Frozen Mode Regime in an Optical Waveguide With Distributed Bragg Reflector
Nathaniel Furman, Tarek Mealy, Md Shafiqul Islam, Ilya Vitebskiy,, Ricky Gibson, Robert Bedford, Ozdal Boyraz, Filippo Capolino

TL;DR
This paper introduces a glide symmetric optical waveguide with a stationary inflection point that creates a frozen mode with zero group velocity, enhancing light-matter interaction for various optical applications.
Contribution
It demonstrates the formation of a stationary inflection point in a glide symmetric waveguide using chirped Bragg reflectors and coupling, advancing frozen mode regime understanding.
Findings
Existence of SIP confirmed via dispersion flatness and eigenvector coalescence.

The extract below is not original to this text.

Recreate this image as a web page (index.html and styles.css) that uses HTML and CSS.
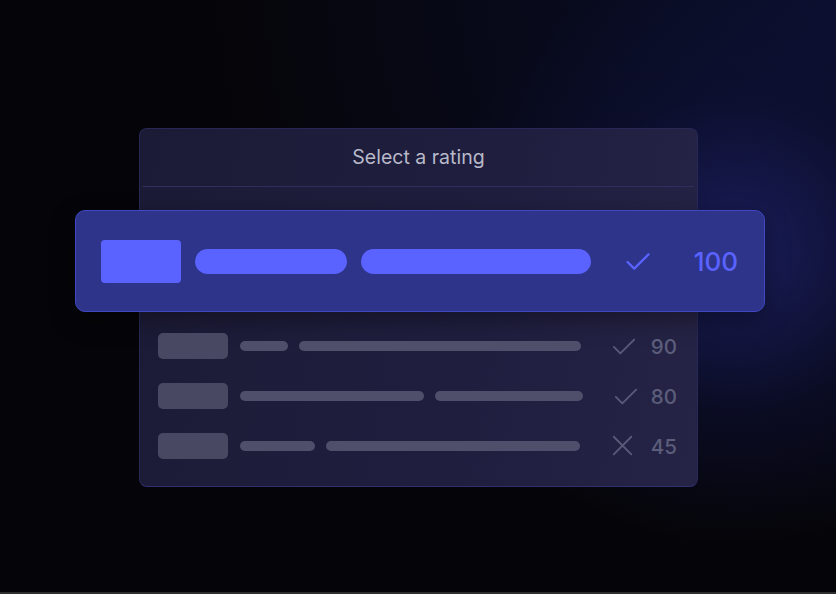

Quality factor and group delay grow cubically with cavity length.
Frozen mode regime benefits optical delay, sensing, and lasing applications.
Abstract
We introduce a glide symmetric optical waveguide exhibiting a stationary inflection point (SIP) in the Bloch wavenumber dispersion relation. An SIP is a third order exceptional point of degeneracy (EPD) where three Bloch eigenmodes coalesce to form a so-called frozen mode with vanishing group velocity and diverging amplitude. We show that the incorporation of chirped distributed Bragg reflectors and distributed coupling between waveguides in the periodic structure facilitates the SIP formation and greatly enhances the characteristics of the frozen mode regime. We confirm the existence of an SIP in two ways: by observing the flatness of the dispersion diagram and also by using a coalescence parameter describing the separation of the three eigenvectors collapsing on each other. We find that in the absence of losses, both the quality factor and the group delay at the SIP grow with the…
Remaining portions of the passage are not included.